Torna brevemente e in attesa di futuri fantastici sviluppi l’imperitura analisi degli articoli prodotti da un famoso sociologo e nella sua rubrica sulla prima pagina di un noto quotidiano.
In un articolo che nemmeno Tremonti ai suoi massimi riuscirebbe a scrivere, il Nostro butta lì casualmente una serie di dati per dimostrare la tesi che “in un Paese rapidamente, talvolta in pochi decenni, esplode la creatività, emergono nuovi imprenditori, nuove forme artistiche, nuove istituzioni politiche, nuovi leader. Segue poi un periodo di fioritura, a cui segue l’irrigidimento e, alla fine, il disordine. Ma spesso, dopo poco tempo, si ha un’altra esplosione creativa.”
A supporto della tesi cita il numero di premi Nobel che l’Italia ha conseguito negli anni 50-60:
Purtroppo per lui, 5 premi Nobel abbiamo avuto nei due decenni citati (Natta, Segrè, Quasimodo, Bovet e Luria) e sempre 5 negli anni 70-80 (Modigliani, Rubbia, Montale, Dulbecco e Levi-Montalcini). Per di più praticamente in modo quasi ugualmente distribuito tra le diverse discipline.
Confutare Alberoni sui dati è come scopare senza goldone nell’africa sub-sahariana. Di una semplicità imbarazzante…
Non spariamo sulla croce rossa, please :-D
Albe…chi?
La dimostrazione che anche chi studia tanto può rimanere un pirla…
beh, una ragione per il suo nickname, da secoli, ci sarà… Banaloni!

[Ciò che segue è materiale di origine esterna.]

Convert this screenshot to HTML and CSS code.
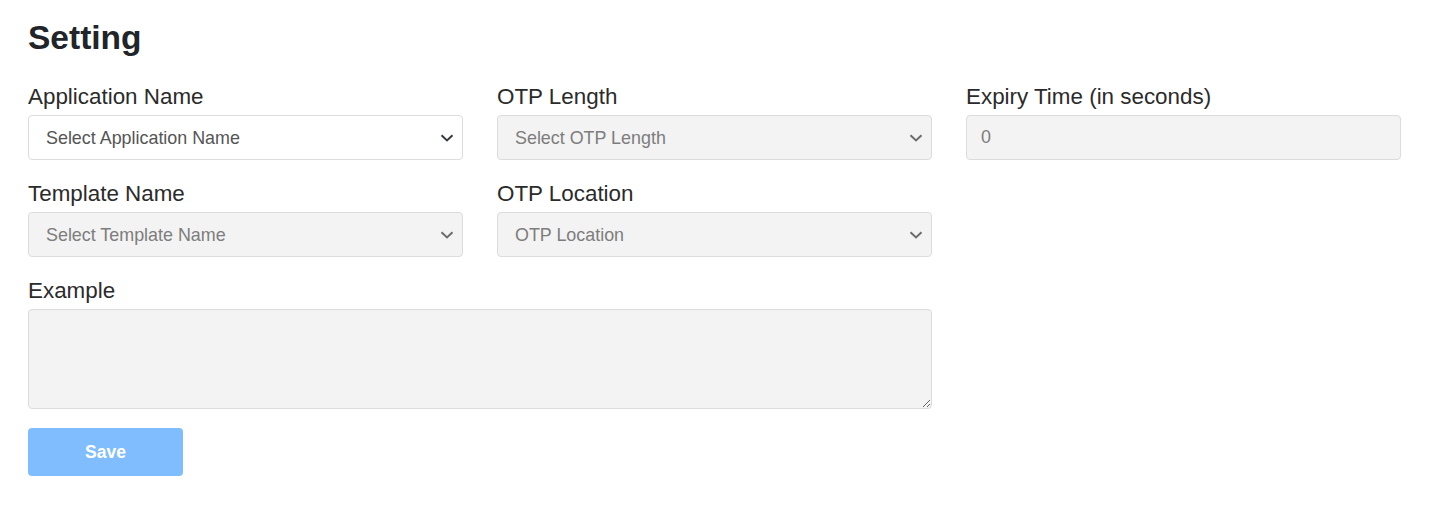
FILE: index.html
```html
<!DOCTYPE html>
<html lang="en">
<head>
<meta charset="utf-8">
<title>Setting</title>
<link rel="stylesheet" href="styles.css">
</head>
<body>
<main class="page">
  <h1 class="title">Setting</h1>
  <form class="form-grid">
    <div class="field">
      <label class="label">Application Name</label>
      <div class="select-wrap">
        <select class="control select"><option>Select Application Name</option></select>
        <svg class="chev" width="14" height="8" viewBox="0 0 14 8"><path d="M1.5 1.2 7 6.4 12.5 1.2" fill="none" stroke="#343a40" stroke-width="2"/></svg>
      </div>
    </div>
    <div class="field">
      <label class="label">OTP Length</label>
      <div class="select-wrap">
        <select class="control select" disabled><option>Select OTP Length</option></select>
        <svg class="chev" width="14" height="8" viewBox="0 0 14 8"><path d="M1.5 1.2 7 6.4 12.5 1.2" fill="none" stroke="#6c6c6c" stroke-width="2"/></svg>
      </div>
    </div>
    <div class="field">
      <label class="label">Expiry Time (in seconds)</label>
      <input class="control input" type="text" value="0" disabled>
    </div>
    <div class="field">
      <label class="label">Template Name</label>
      <div class="select-wrap">
        <select class="control select" disabled><option>Select Template Name</option></select>
        <svg class="chev" width="14" height="8" viewBox="0 0 14 8"><path d="M1.5 1.2 7 6.4 12.5 1.2" fill="none" stroke="#6c6c6c" stroke-width="2"/></svg>
      </div>
    </div>
    <div class="field">
      <label class="label">OTP Location</label>
      <div class="select-wrap">
        <select class="control select" disabled><option>OTP Location</option></select>
        <svg class="chev" width="14" height="8" viewBox="0 0 14 8"><path d="M1.5 1.2 7 6.4 12.5 1.2" fill="none" stroke="#6c6c6c" stroke-width="2"/></svg>
      </div>
    </div>
    <div class="field span2">
      <label class="label">Example</label>
      <textarea class="control textarea" disabled></textarea>
    </div>
    <div class="actions">
      <button type="button" class="btn-save" disabled>Save</button>
    </div>
  </form>
</main>
</body>
</html>
```
FILE: styles.css
```css
* { box-sizing: border-box; }
html, body { margin: 0; padding: 0; background: #fff; }
body { font-family: "Liberation Sans", Arial, sans-serif; color: #212529; }
.page { padding: 18px 31px 0 28px; }
.title {
  margin: 0 0 24px 0;
  font-size: 33.5px;
  line-height: 40px;
  font-weight: 700;
  color: #212529;
}
.form-grid {
  display: grid;
  grid-template-columns: 435px 435px 435px;
  column-gap: 34px;
  row-gap: 19px;
}
.field { display: flex; flex-direction: column; }
.span2 { grid-column: span 2; }
.label {
  font-size: 22.4px;
  line-height: 30px;
  margin-bottom: 3px;
  color: #2b2b2b;
}
.select-wrap { position: relative; }
.control {
  display: block;
  width: 100%;
  font-family: "Liberation Sans", Arial, sans-serif;
  font-size: 17.9px;
  border: 1px solid #dcdcdc;
  border-radius: 4px;
  background: #fff;
  color: #555;
  outline: none;
  margin: 0;
}
.select {
  height: 45px;
  padding: 0 40px 0 17px;
  appearance: none;
  -webkit-appearance: none;
  opacity: 1;
}
.control:disabled {
  background: #f3f3f3;
  color: #7d7d7d;
  opacity: 1;
}
.chev {
  position: absolute;
  right: 9px;
  top: 19px;
  pointer-events: none;
}
.input {
  height: 45px;
  padding: 0 14px;
}
.textarea {
  height: 100px;
  resize: both;
  padding: 8px 15px;
  max-width: 904px;
}
.actions { grid-column: 1 / -1; }
.btn-save {
  width: 155px;
  height: 48px;
  border: none;
  border-radius: 4px;
  background: #80bdff;
  color: #fff;
  font-family: "Liberation Sans", Arial, sans-serif;
  font-size: 17.5px;
  font-weight: 700;
  cursor: default;
}
```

Secondo me, quello della ciclicità creativa, potrebbe essere un argomento interessante. Tuttavia l’Alberoni, oltre ad aver estrapolato l’unico esempio sbagliato per suffragarla (quello del cinema mi pare già più consistente), ha anche evitato di considerare che ormai le società occidentali sono talmente uniformate e interdipendenti da non poter più essere valutate come elementi a sè stanti…
Io mi chiedo cosa abbia studiato Alberoni, se ha studiato tanto.
Compatisco la gente che lo sta ad ascoltare e compra i suoi libri.